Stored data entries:
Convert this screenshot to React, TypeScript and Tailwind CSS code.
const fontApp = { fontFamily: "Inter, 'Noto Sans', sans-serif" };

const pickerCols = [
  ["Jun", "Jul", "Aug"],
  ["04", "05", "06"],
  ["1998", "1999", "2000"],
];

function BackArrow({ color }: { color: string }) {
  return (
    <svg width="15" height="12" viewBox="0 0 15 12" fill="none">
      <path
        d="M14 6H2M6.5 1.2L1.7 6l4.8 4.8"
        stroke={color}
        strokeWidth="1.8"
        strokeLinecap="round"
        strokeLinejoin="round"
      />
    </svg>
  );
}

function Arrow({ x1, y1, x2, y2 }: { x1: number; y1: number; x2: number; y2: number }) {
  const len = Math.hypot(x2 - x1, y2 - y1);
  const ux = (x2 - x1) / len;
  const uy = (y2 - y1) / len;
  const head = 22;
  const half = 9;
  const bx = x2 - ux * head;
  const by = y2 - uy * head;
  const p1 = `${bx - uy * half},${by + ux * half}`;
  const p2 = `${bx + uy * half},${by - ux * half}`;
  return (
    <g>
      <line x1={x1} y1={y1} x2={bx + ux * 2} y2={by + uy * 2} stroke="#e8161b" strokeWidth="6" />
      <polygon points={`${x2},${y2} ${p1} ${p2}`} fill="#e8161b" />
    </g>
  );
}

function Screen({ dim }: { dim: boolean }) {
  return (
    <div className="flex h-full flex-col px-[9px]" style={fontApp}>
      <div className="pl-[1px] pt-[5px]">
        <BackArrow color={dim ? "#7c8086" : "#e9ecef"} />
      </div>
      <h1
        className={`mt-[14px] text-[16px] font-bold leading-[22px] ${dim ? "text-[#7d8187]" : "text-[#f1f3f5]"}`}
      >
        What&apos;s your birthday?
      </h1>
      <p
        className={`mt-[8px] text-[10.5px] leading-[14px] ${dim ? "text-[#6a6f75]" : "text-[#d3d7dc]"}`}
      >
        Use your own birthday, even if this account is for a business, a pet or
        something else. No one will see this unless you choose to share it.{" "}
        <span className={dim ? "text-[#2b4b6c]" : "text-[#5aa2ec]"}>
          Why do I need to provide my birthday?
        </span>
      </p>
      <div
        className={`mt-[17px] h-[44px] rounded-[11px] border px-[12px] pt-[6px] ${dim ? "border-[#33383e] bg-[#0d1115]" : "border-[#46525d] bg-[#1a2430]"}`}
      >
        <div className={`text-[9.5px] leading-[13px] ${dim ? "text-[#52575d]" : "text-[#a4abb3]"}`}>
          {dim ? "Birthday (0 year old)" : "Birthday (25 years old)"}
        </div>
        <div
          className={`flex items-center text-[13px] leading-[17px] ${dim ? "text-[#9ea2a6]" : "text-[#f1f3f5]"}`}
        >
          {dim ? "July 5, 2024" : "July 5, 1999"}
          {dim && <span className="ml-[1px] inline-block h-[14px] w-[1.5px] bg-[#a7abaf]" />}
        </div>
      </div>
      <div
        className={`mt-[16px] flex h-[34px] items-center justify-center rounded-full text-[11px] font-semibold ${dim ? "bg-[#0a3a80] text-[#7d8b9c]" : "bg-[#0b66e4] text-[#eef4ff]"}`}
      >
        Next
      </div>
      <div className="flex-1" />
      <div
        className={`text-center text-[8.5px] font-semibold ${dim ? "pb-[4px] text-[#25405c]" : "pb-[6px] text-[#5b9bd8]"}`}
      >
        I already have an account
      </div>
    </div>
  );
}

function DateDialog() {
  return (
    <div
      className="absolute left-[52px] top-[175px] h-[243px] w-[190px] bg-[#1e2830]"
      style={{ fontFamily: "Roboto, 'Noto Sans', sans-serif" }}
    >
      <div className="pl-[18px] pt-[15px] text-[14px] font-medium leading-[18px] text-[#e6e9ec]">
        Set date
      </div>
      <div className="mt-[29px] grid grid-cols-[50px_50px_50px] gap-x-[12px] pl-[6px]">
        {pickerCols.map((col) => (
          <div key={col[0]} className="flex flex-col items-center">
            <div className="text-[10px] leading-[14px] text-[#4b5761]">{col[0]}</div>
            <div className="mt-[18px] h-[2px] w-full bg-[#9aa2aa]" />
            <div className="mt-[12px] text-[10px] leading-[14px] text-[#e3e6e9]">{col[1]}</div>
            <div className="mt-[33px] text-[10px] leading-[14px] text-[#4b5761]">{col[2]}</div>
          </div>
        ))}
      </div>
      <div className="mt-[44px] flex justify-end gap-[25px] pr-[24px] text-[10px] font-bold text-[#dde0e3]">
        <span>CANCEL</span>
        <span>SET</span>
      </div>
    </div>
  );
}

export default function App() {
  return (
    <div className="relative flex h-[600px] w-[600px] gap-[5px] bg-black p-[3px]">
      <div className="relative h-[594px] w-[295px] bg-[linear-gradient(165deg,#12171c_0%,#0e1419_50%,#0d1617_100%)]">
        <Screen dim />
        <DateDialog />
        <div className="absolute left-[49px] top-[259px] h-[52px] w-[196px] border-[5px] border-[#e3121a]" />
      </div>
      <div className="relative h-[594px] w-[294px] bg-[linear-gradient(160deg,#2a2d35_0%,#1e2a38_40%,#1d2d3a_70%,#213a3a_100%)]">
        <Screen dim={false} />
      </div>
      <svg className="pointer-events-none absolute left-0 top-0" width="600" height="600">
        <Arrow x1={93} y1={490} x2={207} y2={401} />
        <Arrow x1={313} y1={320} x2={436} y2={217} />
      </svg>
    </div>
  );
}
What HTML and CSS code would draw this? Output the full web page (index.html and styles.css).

▶ _Request_: Your task is to retype all of the records exactly.

▶ _Written reply_:
Convert this screenshot to React, TypeScript and Tailwind CSS code.
const fontApp = { fontFamily: "Inter, 'Noto Sans', sans-serif" };

const pickerCols = [
  ["Jun", "Jul", "Aug"],
  ["04", "05", "06"],
  ["1998", "1999", "2000"],
];

function BackArrow({ color }: { color: string }) {
  return (
    <svg width="15" height="12" viewBox="0 0 15 12" fill="none">
      <path
        d="M14 6H2M6.5 1.2L1.7 6l4.8 4.8"
        stroke={color}
        strokeWidth="1.8"
        strokeLinecap="round"
        strokeLinejoin="round"
      />
    </svg>
  );
}

function Arrow({ x1, y1, x2, y2 }: { x1: number; y1: number; x2: number; y2: number }) {
  const len = Math.hypot(x2 - x1, y2 - y1);
  const ux = (x2 - x1) / len;
  const uy = (y2 - y1) / len;
  const head = 22;
  const half = 9;
  const bx = x2 - ux * head;
  const by = y2 - uy * head;
  const p1 = `${bx - uy * half},${by + ux * half}`;
  const p2 = `${bx + uy * half},${by - ux * half}`;
  return (
    <g>
      <line x1={x1} y1={y1} x2={bx + ux * 2} y2={by + uy * 2} stroke="#e8161b" strokeWidth="6" />
      <polygon points={`${x2},${y2} ${p1} ${p2}`} fill="#e8161b" />
    </g>
  );
}

function Screen({ dim }: { dim: boolean }) {
  return (
    <div className="flex h-full flex-col px-[9px]" style={fontApp}>
      <div className="pl-[1px] pt-[5px]">
        <BackArrow color={dim ? "#7c8086" : "#e9ecef"} />
      </div>
      <h1
        className={`mt-[14px] text-[16px] font-bold leading-[22px] ${dim ? "text-[#7d8187]" : "text-[#f1f3f5]"}`}
      >
        What&apos;s your birthday?
      </h1>
      <p
        className={`mt-[8px] text-[10.5px] leading-[14px] ${dim ? "text-[#6a6f75]" : "text-[#d3d7dc]"}`}
      >
        Use your own birthday, even if this account is for a business, a pet or
        something else. No one will see this unless you choose to share it.{" "}
        <span className={dim ? "text-[#2b4b6c]" : "text-[#5aa2ec]"}>
          Why do I need to provide my birthday?
        </span>
      </p>
      <div
        className={`mt-[17px] h-[44px] rounded-[11px] border px-[12px] pt-[6px] ${dim ? "border-[#33383e] bg-[#0d1115]" : "border-[#46525d] bg-[#1a2430]"}`}
      >
        <div className={`text-[9.5px] leading-[13px] ${dim ? "text-[#52575d]" : "text-[#a4abb3]"}`}>
          {dim ? "Birthday (0 year old)" : "Birthday (25 years old)"}
        </div>
        <div
          className={`flex items-center text-[13px] leading-[17px] ${dim ? "text-[#9ea2a6]" : "text-[#f1f3f5]"}`}
        >
          {dim ? "July 5, 2024" : "July 5, 1999"}
          {dim && <span className="ml-[1px] inline-block h-[14px] w-[1.5px] bg-[#a7abaf]" />}
        </div>
      </div>
      <div
        className={`mt-[16px] flex h-[34px] items-center justify-center rounded-full text-[11px] font-semibold ${dim ? "bg-[#0a3a80] text-[#7d8b9c]" : "bg-[#0b66e4] text-[#eef4ff]"}`}
      >
        Next
      </div>
      <div className="flex-1" />
      <div
        className={`text-center text-[8.5px] font-semibold ${dim ? "pb-[4px] text-[#25405c]" : "pb-[6px] text-[#5b9bd8]"}`}
      >
        I already have an account
      </div>
    </div>
  );
}

function DateDialog() {
  return (
    <div
      className="absolute left-[52px] top-[175px] h-[243px] w-[190px] bg-[#1e2830]"
      style={{ fontFamily: "Roboto, 'Noto Sans', sans-serif" }}
    >
      <div className="pl-[18px] pt-[15px] text-[14px] font-medium leading-[18px] text-[#e6e9ec]">
        Set date
      </div>
      <div className="mt-[29px] grid grid-cols-[50px_50px_50px] gap-x-[12px] pl-[6px]">
        {pickerCols.map((col) => (
          <div key={col[0]} className="flex flex-col items-center">
            <div className="text-[10px] leading-[14px] text-[#4b5761]">{col[0]}</div>
            <div className="mt-[18px] h-[2px] w-full bg-[#9aa2aa]" />
            <div className="mt-[12px] text-[10px] leading-[14px] text-[#e3e6e9]">{col[1]}</div>
            <div className="mt-[33px] text-[10px] leading-[14px] text-[#4b5761]">{col[2]}</div>
          </div>
        ))}
      </div>
      <div className="mt-[44px] flex justify-end gap-[25px] pr-[24px] text-[10px] font-bold text-[#dde0e3]">
        <span>CANCEL</span>
        <span>SET</span>
      </div>
    </div>
  );
}

export default function App() {
  return (
    <div className="relative flex h-[600px] w-[600px] gap-[5px] bg-black p-[3px]">
      <div className="relative h-[594px] w-[295px] bg-[linear-gradient(165deg,#12171c_0%,#0e1419_50%,#0d1617_100%)]">
        <Screen dim />
        <DateDialog />
        <div className="absolute left-[49px] top-[259px] h-[52px] w-[196px] border-[5px] border-[#e3121a]" />
      </div>
      <div className="relative h-[594px] w-[294px] bg-[linear-gradient(160deg,#2a2d35_0%,#1e2a38_40%,#1d2d3a_70%,#213a3a_100%)]">
        <Screen dim={false} />
      </div>
      <svg className="pointer-events-none absolute left-0 top-0" width="600" height="600">
        <Arrow x1={93} y1={490} x2={207} y2={401} />
        <Arrow x1={313} y1={320} x2={436} y2={217} />
      </svg>
    </div>
  );
}
What HTML and CSS code would draw this? Output the full web page (index.html and styles.css).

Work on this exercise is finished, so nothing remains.